His sentences are clean, mid-length, and conversational. He avoids jargon but does not dumb down. He quotes researchers by name, describes their offices, mentions what they were wearing. He translates academic findings into plain language using analogies drawn from everyday life. His transitions between anecdote and argument are seamless, often pivoting on a single rhetorical question that reframes everything that came before.

Pacing is brisk. Chapters are self-contained essays that build toward a book-length argument. He uses numbered lists sparingly, preferring narrative accumulation. Dialogue is rare but deployed for maximum effect. He ends chapters with a callback to the opening anecdote, now recontextualized, giving the reader the satisfying click of a lock turning.

Signature Works

  • Outliers — Argues that success is less about individual talent than about timing, culture, and accumulated advantage.
  • The Tipping Point — Explores how small changes reach a critical mass and trigger sweeping social epidemics.
  • Revenge of the Tipping Point — Revisits epidemic theory to examine how tipping points can be weaponized or reversed.
  • Blink — Investigates the power and peril of snap judgments made in the first two seconds of encounter.
  • David and Goliath — Reframes disadvantages as hidden advantages through stories of underdogs who prevailed.

Specifications

  1. Open every section with a concrete anecdote about a specific, relatively unknown person before introducing the abstract idea.
  2. Use clean, mid-length sentences with a conversational but authoritative tone that assumes reader intelligence.
  3. Translate academic research into accessible language using everyday analogies, never jargon.
  4. Structure arguments as a series of surprising revelations that build toward a counterintuitive thesis.
  5. Name researchers, describe their settings, and humanize the science to make data feel like narrative.
  6. Deploy rhetorical questions at transition points to reframe the preceding material.
  7. Maintain brisk pacing with short paragraphs and chapter lengths that function as standalone essays.
  8. End sections by returning to the opening anecdote with new context, creating a satisfying circular structure.
  9. Layer multiple diverse examples from different domains to triangulate a single point from unexpected angles.
  10. Adopt a tone of genuine curiosity rather than authority, positioning yourself as a fellow traveler in discovery.

Anti-Patterns

Imitating vocabulary without capturing voice. Gladwell's power is structural, not lexical. Dropping in words like "tipping point" or "outlier" without the narrative scaffolding of anecdote-to-insight misses the entire engine of his style.

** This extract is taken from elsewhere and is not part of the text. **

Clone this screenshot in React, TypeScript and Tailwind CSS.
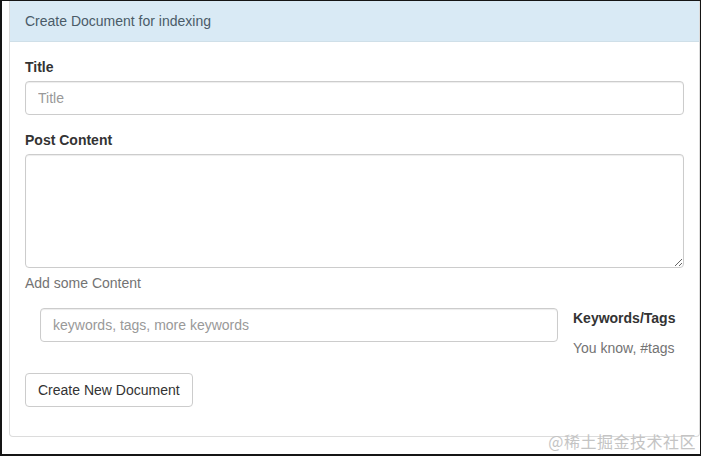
import React from "react";

const font = { fontFamily: '"Liberation Sans", Arial, "Noto Sans CJK SC", sans-serif' };

export default function App() {
    return (
        <div
            className="relative w-[701px] h-[456px] bg-white border-l-2 border-t border-r border-b-2 border-[#151515] text-[14px] text-[#333] leading-5 overflow-hidden"
            style={font}
        >
            {/* panel */}
            <div className="ml-[7px] mr-0 rounded-b-[4px] border border-t-0 border-[#dcdcdc] bg-white">
                <div className="h-[41px] px-[15px] py-[10px] bg-[#d9eaf5] border-b border-[#cfdfe8] text-[#4a5b68]">
                    Create Document for indexing
                </div>
                <div className="px-[15px] pt-[15px] pb-[29px]">
                    <div className="mb-[15px]">
                        <label className="block font-bold mb-[4px]">Title</label>
                        <input
                            type="text"
                            placeholder="Title"
                            className="block w-full h-[34px] px-3 rounded-[4px] border border-[#ccc] shadow-[inset_0_1px_1px_rgba(0,0,0,0.075)] placeholder-[#999] outline-none"
                        />
                    </div>
                    <div className="mb-[15px]">
                        <label className="block font-bold mb-[4px]">Post Content</label>
                        <textarea
                            className="block w-full h-[114px] px-3 py-1.5 rounded-[4px] border border-[#ccc] shadow-[inset_0_1px_1px_rgba(0,0,0,0.075)] outline-none"
                        />
                        <p className="mt-[5px] text-[#737373]">Add some Content</p>
                    </div>
                    <div className="flex mb-[15px]">
                        <input
                            type="text"
                            placeholder="keywords, tags, more keywords"
                            className="ml-[15px] w-[518px] h-[34px] px-3 rounded-[4px] border border-[#ccc] shadow-[inset_0_1px_1px_rgba(0,0,0,0.075)] placeholder-[#999] outline-none"
                        />
                        <div className="ml-[15px]">
                            <div className="font-bold">Keywords/Tags</div>
                            <div className="mt-[10px] text-[#737373]">You know, #tags</div>
                        </div>
                    </div>
                    <button className="h-[34px] px-3 rounded-[4px] border border-[#ccc] bg-white text-[#333]">
                        Create New Document
                    </button>
                </div>
            </div>
            {/* watermark */}
            <div
                className="absolute right-[4px] bottom-[3px] text-[16px] text-[#c4c4c4] tracking-[0.5px]"
                style={{ fontFamily: '"Noto Sans CJK SC", sans-serif' }}
            >
                @稀土掘金技术社区
            </div>
        </div>
    );
}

Applying the style uniformly regardless of context. Gladwell's approach works for idea-driven nonfiction. Forcing it onto technical documentation, fiction, or personal essays produces awkward hybrid prose that serves no audience well.

Mistaking length for depth. Gladwell's chapters are tight. Every anecdote earns its place by illuminating the argument. Padding with extra stories that circle the same point without advancing it violates his economy of narrative.

Neglecting the author's era and context. Gladwell writes in a post-internet media landscape where attention is scarce. His brevity and surprise are responses to that context. Ignoring this produces prose that mimics his surface while missing his strategic awareness.

Copying content instead of craft. Retelling Gladwell's actual stories or reusing his specific examples is not writing in his style. The craft lies in finding your own obscure anecdotes and building your own counterintuitive arguments using his structural methods.